Jeb Bush said earlier this week that not only does he want to shut down Planned Parenthood, but that he is “not sure we need half a billion dollars for women’s health issues” at all.
Ah, yes. “Women’s issues.” What a trivial distraction from the real issues facing America.
When women and men started pointing out to Bush that they actually think women’s health is pretty important, the GOP presidential candidate immediately backpedaled, claiming that he “misspoke.” As part of the walkback, Bush said on Twitter that he “absolutely” wants to defund Planned Parenthood – the nation’s largest provider of reproductive health care and the primary care provider for millions of low-income women – and he’d then “redirect those funds to other women’s health” organizations. This approach, the former governor added, would be “in line with my Florida record.”
So what is his record as the former governor of Florida? As the Huffington Post reported this week, Bush “redirected Planned Parenthood money to demonstrably ineffective abstinence-only education programs rather than to other women’s health organizations.” He also poured millions of taxpayer dollars into anti-choice “crisis pregnancy centers” that exist solely to mislead women about abortion, all while implementing disastrous policies for real health care providers. In 2005, he vetoed $30,000 that would have funded a cervical cancer task force. And in 2004, The Tampa Bay Times reported, he used his line-item veto power to cut $2 million in funding that would have gone to the University of Miami’s Braman Family Breast Cancer Institute.
Bush says that as president he would strip all federal reimbursements from Planned Parenthood, which provides critical health care, from STI tests and cancer screenings to affordable contraception, to millions of women across America (and which was championed by his father and grandfather). He says he wants to get rid of the Affordable Care Act and replace it with something like the Medicaid program he put in place in Florida, which failed so miserably that a quarter of all Florida residents were still uninsured by the time Obamacare kicked in.
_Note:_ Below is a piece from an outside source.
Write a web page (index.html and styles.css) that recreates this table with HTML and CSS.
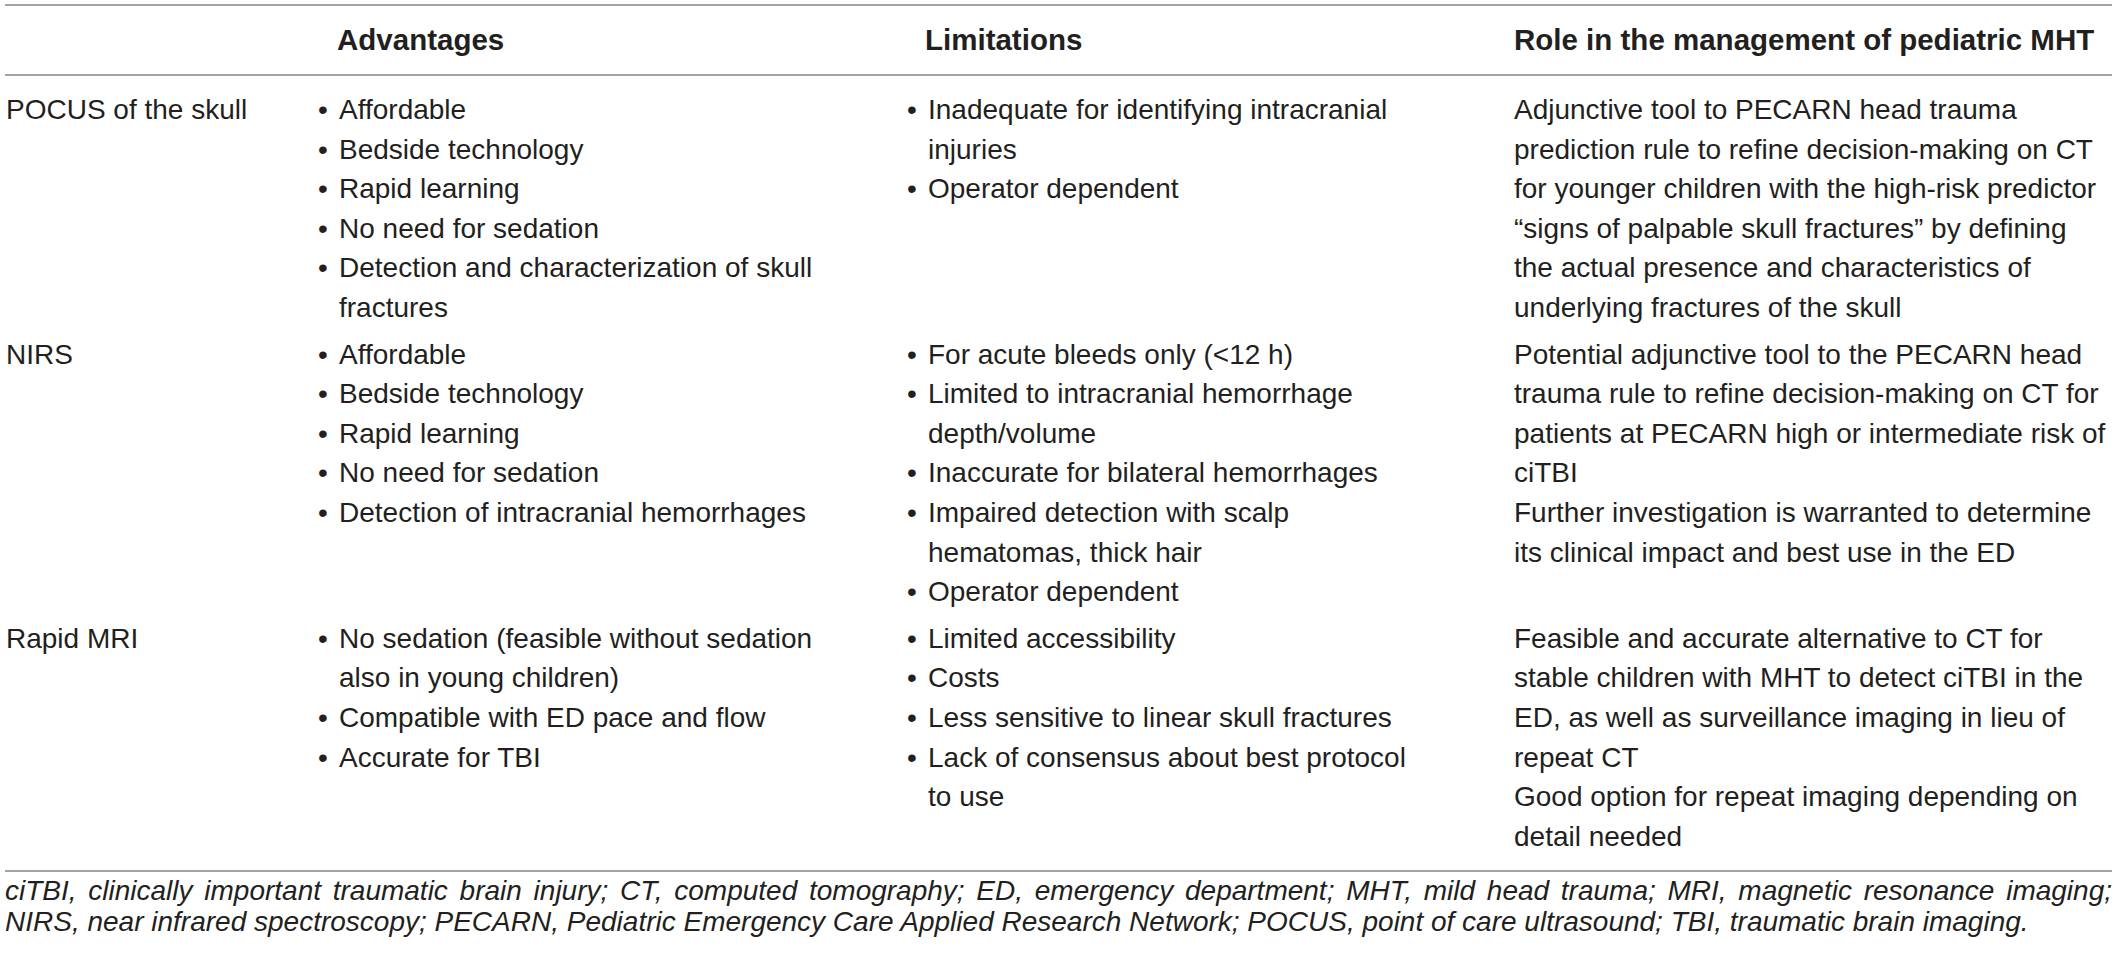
FILE: index.html
```html
<!DOCTYPE html>
<html lang="en">
<head>
  <meta charset="UTF-8" />
  <title>Bedside imaging in pediatric mild head trauma</title>
  <link rel="stylesheet" href="styles.css">
</head>
<body>
  <div class="sheet">
    <table class="imaging">
      <colgroup>
        <col class="col-method" />
        <col class="col-adv" />
        <col class="col-lim" />
        <col class="col-role" />
      </colgroup>
      <thead>
        <tr>
          <th class="method"></th>
          <th class="adv">Advantages</th>
          <th class="lim">Limitations</th>
          <th class="role">Role in the management of pediatric MHT</th>
        </tr>
      </thead>
      <tbody>
        <tr>
          <td class="method">POCUS of the skull</td>
          <td class="adv">
            <ul class="points">
              <li>Affordable</li>
              <li>Bedside technology</li>
              <li>Rapid learning</li>
              <li>No need for sedation</li>
              <li>Detection and characterization of skull fractures</li>
            </ul>
          </td>
          <td class="lim">
            <ul class="points">
              <li>Inadequate for identifying intracranial injuries</li>
              <li>Operator dependent</li>
            </ul>
          </td>
          <td class="role">
            <p>Adjunctive tool to PECARN head trauma prediction rule to refine decision-making on CT for younger children with the high-risk predictor “signs of palpable skull fractures” by defining the actual presence and characteristics of underlying fractures of the skull</p>
          </td>
        </tr>
        <tr>
          <td class="method">NIRS</td>
          <td class="adv">
            <ul class="points">
              <li>Affordable</li>
              <li>Bedside technology</li>
              <li>Rapid learning</li>
              <li>No need for sedation</li>
              <li>Detection of intracranial hemorrhages</li>
            </ul>
          </td>
          <td class="lim">
            <ul class="points">
              <li>For acute bleeds only (&lt;12 h)</li>
              <li>Limited to intracranial hemorrhage depth/volume</li>
              <li>Inaccurate for bilateral hemorrhages</li>
              <li>Impaired detection with scalp hematomas, thick hair</li>
              <li>Operator dependent</li>
            </ul>
          </td>
          <td class="role">
            <p>Potential adjunctive tool to the PECARN head trauma rule to refine decision-making on CT for patients at PECARN high or intermediate risk of ciTBI</p>
            <p>Further investigation is warranted to determine its clinical impact and best use in the ED</p>
          </td>
        </tr>
        <tr>
          <td class="method">Rapid MRI</td>
          <td class="adv">
            <ul class="points">
              <li>No sedation (feasible without sedation also in young children)</li>
              <li>Compatible with ED pace and flow</li>
              <li>Accurate for TBI</li>
            </ul>
          </td>
          <td class="lim">
            <ul class="points">
              <li>Limited accessibility</li>
              <li>Costs</li>
              <li>Less sensitive to linear skull fractures</li>
              <li>Lack of consensus about best protocol to use</li>
            </ul>
          </td>
          <td class="role">
            <p>Feasible and accurate alternative to CT for stable children with MHT to detect ciTBI in the ED, as well as surveillance imaging in lieu of repeat CT</p>
            <p>Good option for repeat imaging depending on detail needed</p>
          </td>
        </tr>
      </tbody>
    </table>
    <p class="footnote">ciTBI, clinically important traumatic brain injury; CT, computed tomography; ED, emergency department; MHT, mild head trauma; MRI, magnetic resonance imaging; NIRS, near infrared spectroscopy; PECARN, Pediatric Emergency Care Applied Research Network; POCUS, point of care ultrasound; TBI, traumatic brain imaging.</p>
  </div>
</body>
</html>
```

FILE: styles.css
```css
:root {
  --ink: #231f20;
  --rule: #a3a3a3;
}

* {
  box-sizing: border-box;
}

body {
  margin: 0;
  background: #fff;
  color: var(--ink);
  font-family: 'Liberation Sans', Arial, sans-serif;
}

.sheet {
  width: 2107px;
  margin-left: 5px;
  padding-top: 4px;
}

/* Main table */
.imaging {
  width: 100%;
  table-layout: fixed;
  border-collapse: collapse;
  border-top: 2px solid var(--rule);
  border-bottom: 2px solid var(--rule);
  font-size: 28px;
  line-height: 39.6px;
}
.col-method { width: 313px; }
.col-adv { width: 589px; }
.col-lim { width: 607px; }
.col-role { width: 598px; }

.imaging th {
  height: 70px;
  padding: 0;
  text-align: left;
  font-weight: 700;
  font-size: 29.5px;
  line-height: 34px;
  vertical-align: middle;
  border-bottom: 2px solid var(--rule);
}
.imaging th.adv { padding-left: 19px; }
.imaging th.lim { padding-left: 18px; }

.imaging td {
  padding: 3.5px 0;
  vertical-align: top;
}
.imaging tbody tr:first-child td { padding-top: 14px; }
.imaging tbody tr:last-child td { padding-bottom: 14px; }

.imaging td.method { padding-left: 1px; }
.imaging td.adv { padding-right: 62px; }
.imaging td.lim { padding-right: 84px; }
.imaging td.role { padding-right: 3px; }

/* Bulleted points with hanging indent */
.points {
  list-style: none;
  margin: 0;
  padding: 0;
}
.points li {
  display: flex;
}
.points li::before {
  content: "•";
  flex: none;
  width: 21px;
}

.role p {
  margin: 0;
}

/* Abbreviations */
.footnote {
  margin: 4px 0 0;
  font-size: 28px;
  line-height: 30.5px;
  font-style: italic;
  text-align: justify;
}
```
It was hard enough to get the right to vote and own property and make decisions about our own bodies. Now we seriously have to defend the idea that “women’s health issues” are important enough to merit 0.0001 percent of the federal budget?
What’s scary is that Bush is not an outlier. Instead, he is what passes for a “moderate” in today’s Republican Party. The GOP’s presidential candidates are tripping over each other to be the one who most wants to defund Planned Parenthood, who is least concerned about “women’s health issues.” Donald Trump says he would shut down the government rather than provide for women’s health care through Planned Parenthood. Scott Walker not only wants to defund Planned Parenthood, he has a long record of anti-choice policies in Wisconsin, including requiring ultrasounds because they are “cool.” Rand Paul wants to go so far as to declare “personhood” for fertilized eggs (a move that would make a pregnant woman something less than a person). Mike Huckabee even said this week that he would not rule out the idea of deploying federal troops and the FBI to stop women from having abortions. And the list goes on.
Bush’s dismissive “women’s issues” comment wasn’t a slip. It was a perfect expression of how the Republican Party views the lives of half of the population. And any candidate who doesn’t take women’s lives seriously is a candidate who doesn’t deserve to be taken seriously by voters.